56. Subject to section 13 (5) of the Act, the secretary shall be appointed by the Council for such term, at such remuneration and upon such conditions as the Council may think fit, and any secretary so appointed may be removed by it; provided always that no member of the Council may occupy the salaried position of secretary.

57. A provision of the Act or these Articles requiring or authorising a thing to be done by or to a member of the Council and the secretary shall not be satisfied by its being done by or to the same person acting both as member of the Council and as, or in place of, the secretary.

THE SEAL

58. The council shall provide for the safe custody of the seal, which shall only be used by the authority of the Council or of a committee of the Council authorised by the Council in that behalf, and every instrument to which the seal shall be affixed shall be signed by a member of the Council and shall be countersigned by the secretary or by a second member of the Council or by some other person appointed by the Council for the purpose.

ACCOUNTS

59. The Council shall cause accounting records to be kept in accordance with the provisions of the Act.

60. The accounting records shall be kept at the registered office of the Company or, subject to the provisions of the Act, at such other place or places as the Council thinks fit, and shall always be open to the inspection of the officers of the Company.

61. The Council shall from time to time determine whether and to what extent and at what times and places and under what conditions or regulations the accounts and books of the Company or any of them shall be open to the inspection of members not being members of the Council, and no member (not being a member of the Council) shall have any right or inspecting any account or book or document of the Company except as conferred by statute or authorised by the Council or by the Company in General meeting.

62. The Council shall from time to time in accordance with the provisions of the Act, cause to be prepared and to be laid before the Company in General Meeting such profit and loss accounts, balance sheets, group accounts (if any) and reports as are referred to in those provisions.

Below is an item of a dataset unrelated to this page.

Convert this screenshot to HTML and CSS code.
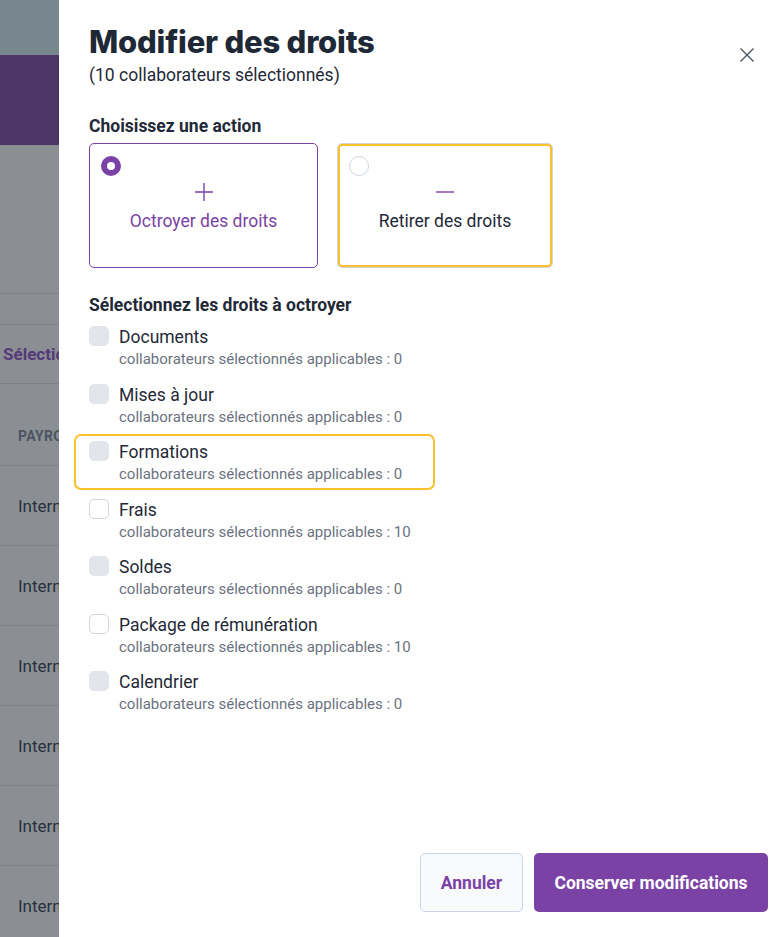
FILE: index.html
```html
<!DOCTYPE html>
<html lang="fr">
<head>
  <meta charset="UTF-8">
  <meta name="viewport" content="width=device-width, initial-scale=1.0">
  <title>Modifier des droits</title>
  <link rel="stylesheet" href="styles.css">
</head>
<body>
  <div class="app">
    <!-- page behind the drawer, dimmed by the overlay -->
    <div class="backdrop">
      <div class="bd-topbar"></div>
      <div class="bd-banner"></div>
      <div class="bd-blank"></div>
      <div class="bd-row bd-thin"></div>
      <div class="bd-row bd-select">Sélectionner</div>
      <div class="bd-row bd-head">PAYROLL</div>
      <div class="bd-row bd-cell">Interne</div>
      <div class="bd-row bd-cell">Interne</div>
      <div class="bd-row bd-cell">Interne</div>
      <div class="bd-row bd-cell">Interne</div>
      <div class="bd-row bd-cell">Interne</div>
      <div class="bd-row bd-cell">Interne</div>
    </div>

    <aside class="drawer">
      <header class="drawer-head">
        <div>
          <h1 class="drawer-title">Modifier des droits</h1>
          <p class="drawer-sub">(10 collaborateurs sélectionnés)</p>
        </div>
        <button class="close-btn" aria-label="Fermer">
          <svg width="16" height="16" viewBox="0 0 16 16"><path d="M1.5 1.5 L14.5 14.5 M14.5 1.5 L1.5 14.5" stroke="#4b5563" stroke-width="1.4" fill="none"/></svg>
        </button>
      </header>

      <section class="section">
        <h2 class="section-title">Choisissez une action</h2>
        <div class="cards">
          <label class="card card-on">
            <span class="radio radio-on"></span>
            <svg class="card-icon" width="18" height="18" viewBox="0 0 18 18"><path d="M9 0 V18 M0 9 H18" stroke="#7b42a5" stroke-width="1.4"/></svg>
            <span class="card-label">Octroyer des droits</span>
          </label>
          <label class="card card-focus">
            <span class="radio"></span>
            <svg class="card-icon" width="18" height="18" viewBox="0 0 18 18"><path d="M0 9 H18" stroke="#7b42a5" stroke-width="1.4"/></svg>
            <span class="card-label">Retirer des droits</span>
          </label>
        </div>
      </section>

      <section class="section rights">
        <h2 class="section-title">Sélectionnez les droits à octroyer</h2>
        <ul class="right-list">
          <li class="right"><span class="check check-off"></span><div><div class="right-name">Documents</div><div class="right-count">collaborateurs sélectionnés applicables : 0</div></div></li>
          <li class="right"><span class="check check-off"></span><div><div class="right-name">Mises à jour</div><div class="right-count">collaborateurs sélectionnés applicables : 0</div></div></li>
          <li class="right right-focus"><span class="check check-off"></span><div><div class="right-name">Formations</div><div class="right-count">collaborateurs sélectionnés applicables : 0</div></div></li>
          <li class="right"><span class="check"></span><div><div class="right-name">Frais</div><div class="right-count">collaborateurs sélectionnés applicables : 10</div></div></li>
          <li class="right"><span class="check check-off"></span><div><div class="right-name">Soldes</div><div class="right-count">collaborateurs sélectionnés applicables : 0</div></div></li>
          <li class="right"><span class="check"></span><div><div class="right-name">Package de rémunération</div><div class="right-count">collaborateurs sélectionnés applicables : 10</div></div></li>
          <li class="right"><span class="check check-off"></span><div><div class="right-name">Calendrier</div><div class="right-count">collaborateurs sélectionnés applicables : 0</div></div></li>
        </ul>
      </section>

      <footer class="drawer-foot">
        <button class="btn btn-ghost">Annuler</button>
        <button class="btn btn-main">Conserver modifications</button>
      </footer>
    </aside>
  </div>
</body>
</html>
```

FILE: styles.css
```css
body {
  margin: 0;
  height: 100vh;
  overflow: hidden;
  font-family: Roboto, 'Liberation Sans', sans-serif;
  font-size: 17.5px;
  color: #1f2937;
}
.app {
  display: flex;
  height: 100%;
}

/* dimmed page */
.backdrop {
  width: 59px;
  flex-shrink: 0;
  overflow: hidden;
  background: #8b8f94;
  white-space: nowrap;
}
.bd-topbar {
  height: 55px;
  background: #77878d;
}
.bd-banner {
  height: 90px;
  background: #4d3568;
}
.bd-blank {
  height: 148px;
  border-bottom: 1px solid #7d8288;
}
.bd-row {
  height: 79px;
  border-bottom: 1px solid #7d8288;
  display: flex;
  align-items: center;
  padding-left: 18px;
  font-size: 17px;
  color: #27323d;
}
.bd-thin {
  height: 30px;
}
.bd-select {
  height: 58px;
  padding-left: 3px;
  font-weight: bold;
  color: #553a78;
}
.bd-head {
  height: 82px;
  padding-top: 22px;
  box-sizing: border-box;
  font-size: 14px;
  font-weight: bold;
  color: #4b5561;
  letter-spacing: 0.3px;
}

/* drawer */
.drawer {
  flex: 1;
  background: #fff;
  display: flex;
  flex-direction: column;
  padding: 24px 15px 25px 30px;
}
.drawer-head {
  display: flex;
  justify-content: space-between;
  align-items: flex-start;
}
.drawer-title {
  margin: 0;
  font-family: Inter, 'Noto Sans', sans-serif;
  font-weight: 800;
  font-size: 31px;
  line-height: 36px;
  letter-spacing: -0.2px;
  color: #1e2836;
}
.drawer-sub {
  margin: 5px 0 0;
  font-size: 17.5px;
  line-height: 20px;
}
.close-btn {
  width: 30px;
  height: 30px;
  margin: 16px 6px 0 0;
  border: none;
  background: none;
  padding: 0;
  display: flex;
  align-items: center;
  justify-content: center;
  cursor: pointer;
}
.section {
  margin-top: 31px;
}
.section-title {
  margin: 0;
  font-size: 17.5px;
  line-height: 20px;
  font-weight: bold;
  color: #1f2937;
}
.cards {
  display: flex;
  gap: 19px;
  margin-top: 7px;
}
.card {
  box-sizing: border-box;
  height: 125px;
  width: 229px;
  border: 1px solid #d1d5db;
  border-radius: 5px;
  padding: 12px 11px;
  display: flex;
  flex-direction: column;
  align-items: center;
  cursor: pointer;
}
.card-on {
  border-color: #7b42a5;
}
.card-on .card-label {
  color: #7b42a5;
}
.card-focus {
  width: 216px;
  box-shadow: inset 0 0 0 2px #fbc02d;
}
.radio {
  align-self: flex-start;
  box-sizing: border-box;
  width: 20px;
  height: 20px;
  border-radius: 50%;
  border: 1px solid #cbd5e1;
}
.radio-on {
  border: 6px solid #7b42a5;
}
.card-icon {
  margin-top: 7px;
}
.card-label {
  margin-top: 9px;
  line-height: 22px;
}
.rights {
  margin-top: 27px;
}
.right-list {
  list-style: none;
  margin: 4px 0 0 -15px;
  padding: 0;
  display: flex;
  flex-direction: column;
  align-items: flex-start;
  gap: 1.5px;
}
.right {
  display: flex;
  gap: 10px;
  padding: 7px 33px 6px 15px;
  border-radius: 7px;
}
.right-focus {
  box-shadow: inset 0 0 0 2px #fbc02d;
}
.check {
  box-sizing: border-box;
  width: 20px;
  height: 20px;
  border-radius: 5px;
  border: 1px solid #cfd5dd;
  background: #fff;
  flex-shrink: 0;
}
.check-off {
  border-color: #e2e5ea;
  background: #e2e5ea;
}
.right-name {
  line-height: 22px;
}
.right-count {
  padding-top: 1px;
  font-size: 15px;
  line-height: 20px;
  color: #6b7280;
}
.drawer-foot {
  margin-top: auto;
  display: flex;
  justify-content: flex-end;
  gap: 11px;
}
.btn {
  height: 59px;
  border-radius: 5px;
  font-family: Roboto, sans-serif;
  font-size: 17.5px;
  font-weight: bold;
  cursor: pointer;
}
.btn-ghost {
  width: 103px;
  background: #f8fafc;
  border: 1px solid #cbd5e1;
  color: #7b42a5;
}
.btn-main {
  width: 234px;
  background: #7b42a5;
  border: none;
  color: #fff;
}
```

63. A copy of every balance sheet (including every document required by law to be annexed thereto) which is to be laid before the Company in General Meeting, together with a copy of the auditor’s report, and Council’s report, shall not less than twenty-one days before the date of the meeting be sent ot every member of, and every holder of debentures of, the Company. Provided that this Article shall not require a copy of those documents to be sent to any person of whose address the Company is not aware or to more than one of the joint holders of any debentures.

AUDIT

64. Auditors shall be appointed and their duties regulated in accordance with the provisions of the Act.

NOTICES

65. A notice may be given by the Company to any member either personally or by sending it by post to him or to his registered address, or (if he has no registered address within the United Kingdom) to the address, if any, within the United Kingdom supplied by him to the Company for the giving of notice to him. Where a notice is sent by post, service of the notice shall be deemed to be effected by properly addressing, prepaying and posting a letter containing the notice, and to have been effected in the case of a notice of a meeting at the expiration of 24 hours after the letter containing the same is posted, and in any other case at the time at which the letter would be delivered in the ordinary course of post.

65. Notice of every general meeting shall be given in any manner hereinbefore authorised to:-

(a) Every member except those members who (having no registered address within the United Kingdom) have not supplied to the Company an address within the United Kingdom for the giving of notices to them;

(b) every person being a legal personal representative or a trustee in bankruptcy of a member where the member but for his death or bankruptcy would be entitled to receive notice of the meeting.

(c) The auditor for the time being of the Company; and

(d) Each member of the Council.

No other person shall be entitled to receive notices of General Meetings.

DISSOLUTION

67. Clause 7 of the Memorandum of Association relating to the winding up and dissolution of the Company shall have effect as if the provisions thereof were repeated in these Articles.

RULES OR BYE LAWS

66. The council may from time to time make such Rules or Bye Laws as it may deem necessary or expedient or convenient for the proper conduct and management of the Company and for the purposes of prescribing classes of and conditions of membership, and in particular but without prejudice to the generality of the foregoing, it may be such Rules or Bye Laws regulate:-

(i) The admission and classification of members of the Company, and the rights and privileges of such members, and the conditions of membership and the terms on which members may resign or have their membership terminated and the entrance fees, subscriptions, and other fees or payments to be made by members.

(ii) The conduct of members of the Company in relation to one another, and to the Company’s servants.

(iii) The setting aside of the whole or any part or parts of the Company’s premises at any particular time or times or for any particular purpose or purposes.

(iv) The procedure at general meetings and meetings of the Council and Committees of the Council in so far as such procedure is not regulated by these presents.


(v) And, generally, all such matters as are commonly the subject matter of Company rules.

The Company in General Meeting shall have power to alter or repeal the Rules or Bye Laws and to make additions thereto and the Council shall adopt such means as the deem sufficient to bring to the notice of members of the
Company all such Rules or Bye Laws, which so long as they shall be in force, shall be binding on all members of the Company. Provided, nevertheless, that no Rule or Bye Law shall be inconsistent with, or shall affect or repeal anything contained in, the Memorandum or articles of Association of the Company.

IDEMNITY

69. In the execution of his duties and the exercise of his rights in relation to the affairs of the Company (and without prejudice to any indemnity to which he may otherwise be entitled) every member of the Council shall be entitled to be indemnified out of the assets of the Company against any costs, losses, claims, actions or other liabilities suffered or incurred by him and arising by reason of any improper investment made by or for the Company in good faith (so long as he shall have sought professional advice before making or procuring the making of such investment) or by reason of any negligence or fraud of nay agent engaged or employed by him in good faith (provided reasonable supervision shall have been exercised) notwithstanding the fact that the engagement or employment of such agent was strictly not necessary or by reason of any mistake or omission made in good faith by him or by reason of any other matter or thing other than deliberate fraud, wrongdoing or wrongful omission on the part of the member of the Council who is sought to be made liable. This clause shall only have effect insofar as it is not avoided by any provision of the Act.